What is the precise boundary of a cognitive system, and in what sense does it
"enclose" the system's interior?

The Markov Blanket provides a natural candidate for the cognitive boundary —
it is precisely the set of states that mediate between internal and external
states, playing the role of the holographic screen. But the Markov Blanket is
a probabilistic concept (conditional independence in a Bayesian network), not
a geometric one. Translating the holographic principle from its geometric
home to a probabilistic context requires non-trivial theoretical work.

**Challenge 2: What is the bulk?** In AdS/CFT, the bulk theory is a
gravitational theory — it describes spacetime geometry as a dynamical variable.
The brain has no obvious analogue of a gravitational bulk. The Canon's implicit
suggestion is that the "bulk" is the neural or quantum-physical substrate, while
the "boundary" is the cognitive/informational level. But this mapping inverts
the standard AdS/CFT direction: in holography, the boundary theory is the
more fundamental one (the CFT is the non-gravitational, UV-complete theory);
in the cognitive application, the physical substrate seems more fundamental than
the cognitive description.

**Challenge 3: The scaling law.** The Bekenstein-Hawking entropy formula
$S_{BH} = A/(4G\hbar)$ is a precise quantitative law with specific constants
($G$, $\hbar$). A cognitive holographic principle would need to identify the
analogues of these constants. What is the cognitive analogue of the Planck
area $4G\hbar$? What determines the "Bekenstein bound" on the information
content of a cognitive region? Without these specifications, the holographic
principle is a suggestive metaphor rather than a testable model.
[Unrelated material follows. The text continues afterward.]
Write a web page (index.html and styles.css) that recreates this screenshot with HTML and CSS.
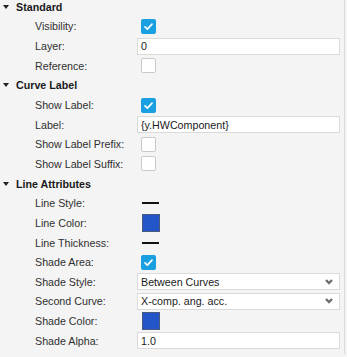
FILE: index.html
```html
<!DOCTYPE html>
<html lang="en">

<head>
  <meta charset="UTF-8" />
  <meta name="viewport" content="width=device-width, initial-scale=1.0" />
  <title>Curve Properties</title>
  <link rel="stylesheet" href="styles.css">
</head>

<body>
  <main class="panel">
    <section class="group">
      <header class="group_header"><span class="caret"></span>Standard</header>
      <div class="row">
        <span class="row_label">Visibility:</span>
        <span class="check check-on"><svg viewBox="0 0 15 15" width="15" height="15"><path d="M4 7.8 L6.4 10.2 L11 5.2" /></svg></span>
      </div>
      <div class="row">
        <span class="row_label">Layer:</span>
        <span class="field">0</span>
      </div>
      <div class="row">
        <span class="row_label">Reference:</span>
        <span class="check"></span>
      </div>
    </section>

    <section class="group">
      <header class="group_header"><span class="caret"></span>Curve Label</header>
      <div class="row">
        <span class="row_label">Show Label:</span>
        <span class="check check-on"><svg viewBox="0 0 15 15" width="15" height="15"><path d="M4 7.8 L6.4 10.2 L11 5.2" /></svg></span>
      </div>
      <div class="row">
        <span class="row_label">Label:</span>
        <span class="field">{y.HWComponent}</span>
      </div>
      <div class="row">
        <span class="row_label">Show Label Prefix:</span>
        <span class="check"></span>
      </div>
      <div class="row">
        <span class="row_label">Show Label Suffix:</span>
        <span class="check"></span>
      </div>
    </section>

    <section class="group">
      <header class="group_header"><span class="caret"></span>Line Attributes</header>
      <div class="row">
        <span class="row_label">Line Style:</span>
        <span class="line_sample"></span>
      </div>
      <div class="row">
        <span class="row_label">Line Color:</span>
        <span class="swatch"></span>
      </div>
      <div class="row">
        <span class="row_label">Line Thickness:</span>
        <span class="line_sample"></span>
      </div>
      <div class="row">
        <span class="row_label">Shade Area:</span>
        <span class="check check-on"><svg viewBox="0 0 15 15" width="15" height="15"><path d="M4 7.8 L6.4 10.2 L11 5.2" /></svg></span>
      </div>
      <div class="row">
        <span class="row_label">Shade Style:</span>
        <span class="field field-select">Between Curves
          <svg class="chevron" viewBox="0 0 8 6" width="8" height="6"><path d="M1 1 L4 4 L7 1" /></svg>
        </span>
      </div>
      <div class="row">
        <span class="row_label">Second Curve:</span>
        <span class="field field-select">X-comp. ang. acc.
          <svg class="chevron" viewBox="0 0 8 6" width="8" height="6"><path d="M1 1 L4 4 L7 1" /></svg>
        </span>
      </div>
      <div class="row">
        <span class="row_label">Shade Color:</span>
        <span class="swatch"></span>
      </div>
      <div class="row">
        <span class="row_label">Shade Alpha:</span>
        <span class="field">1.0</span>
      </div>
    </section>
  </main>
</body>
</html>
```

FILE: styles.css
```css
html,
body {
  margin: 0;
  background: #f4f4f4;
}

.panel {
  box-sizing: border-box;
  width: 345px;
  height: 357px;
  margin-top: -3px;
  padding-right: 4px;
  border-right: 1px solid #dcdcdc;
  font-family: "Liberation Sans", Arial, Helvetica, sans-serif;
  font-size: 10.7px;
  color: #303030;
}

.group_header {
  display: flex;
  align-items: center;
  height: 19.65px;
  padding-left: 3px;
  font-weight: bold;
  color: #1a1a1a;
}

.caret {
  width: 0;
  height: 0;
  margin-right: 7px;
  border-left: 3px solid transparent;
  border-right: 3px solid transparent;
  border-top: 4px solid #222;
}

.row {
  display: grid;
  grid-template-columns: 102px 1fr;
  align-items: center;
  height: 19.65px;
  padding-left: 35px;
}

.row_label {
  white-space: nowrap;
}

.check {
  box-sizing: border-box;
  display: block;
  width: 15px;
  height: 15px;
  margin-left: 4px;
  border: 1px solid #c9c9c9;
  border-radius: 2px;
  background: #fff;
}

.check-on {
  border: none;
  background: #1a9fe0;
}

.check svg {
  display: block;
}

.check path {
  fill: none;
  stroke: #fff;
  stroke-width: 1.7;
  stroke-linecap: round;
  stroke-linejoin: round;
}

.field {
  box-sizing: border-box;
  display: flex;
  align-items: center;
  height: 17px;
  padding: 0 2px 0 3px;
  border: 1px solid #dadada;
  background: #fff;
  color: #1a1a1a;
  white-space: nowrap;
}

.field-select {
  justify-content: space-between;
  padding-right: 6px;
}

.chevron path {
  fill: none;
  stroke: #6d6d6d;
  stroke-width: 2.3;
}

.line_sample {
  display: block;
  width: 17px;
  height: 2px;
  margin-left: 5px;
  background: #111;
}

.swatch {
  box-sizing: border-box;
  display: block;
  width: 18px;
  height: 18px;
  margin-left: 5px;
  border: 1px solid #4a5a80;
  background: #2354c8;
}
```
## 4.6 The Philosophical Value of Speculative Physics

I want to resist the conclusion that the holographic application is merely
rhetorical. Even as a loose analogy, it does philosophical work.
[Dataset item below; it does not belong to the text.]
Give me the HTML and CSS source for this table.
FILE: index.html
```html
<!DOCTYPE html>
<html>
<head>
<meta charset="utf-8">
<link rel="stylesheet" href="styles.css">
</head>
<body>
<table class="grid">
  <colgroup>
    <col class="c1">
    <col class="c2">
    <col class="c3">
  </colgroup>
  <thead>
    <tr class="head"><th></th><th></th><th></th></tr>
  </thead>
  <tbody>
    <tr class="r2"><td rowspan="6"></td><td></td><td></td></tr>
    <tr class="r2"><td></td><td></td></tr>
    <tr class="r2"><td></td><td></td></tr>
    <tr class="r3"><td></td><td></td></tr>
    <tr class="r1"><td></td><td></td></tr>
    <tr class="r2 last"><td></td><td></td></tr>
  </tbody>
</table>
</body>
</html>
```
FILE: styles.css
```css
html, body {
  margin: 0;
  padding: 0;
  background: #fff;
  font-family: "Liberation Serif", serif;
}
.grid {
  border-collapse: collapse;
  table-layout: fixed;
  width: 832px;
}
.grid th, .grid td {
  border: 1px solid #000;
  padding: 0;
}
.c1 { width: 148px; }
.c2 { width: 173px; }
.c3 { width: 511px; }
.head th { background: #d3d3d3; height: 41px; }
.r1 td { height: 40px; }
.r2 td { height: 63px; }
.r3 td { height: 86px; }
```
The holographic principle establishes a precedent for *boundary-bulk duality* as
a general structural feature of physics: the same physical reality can be
described equivalently by a theory in more or fewer dimensions, with very
different apparent structures. This precedent licenses the Canon's implicit claim
that consciousness might similarly be describable at multiple levels — neural,
informational, categorical — with none of these levels being uniquely fundamental.

The Page curve's shape has genuine explanatory power as a model of cognitive
development: the initial increase in internal complexity followed by purification
toward structured knowledge is a pattern that appears in learning theory
(overfitting followed by generalization), developmental psychology (concrete
operational thought followed by formal operations), and the sociology of science
(empirical proliferation followed by theoretical unification). Whether this
pattern has a quantum-informational foundation or is merely an abstract
structural regularity is an open question that the Canon correctly identifies
as worth pursuing.

The value of the holographic application is therefore heuristic and structural:
it imports a well-developed mathematical machinery from quantum gravity and
asks whether it applies to the geometry of mind. The answer is not yet known.
But asking the question with mathematical precision is itself a contribution
— it identifies specific structural properties (fast scrambling, boundary
encoding, Page-curve dynamics) that a physical theory of consciousness should
either exhibit or explain away.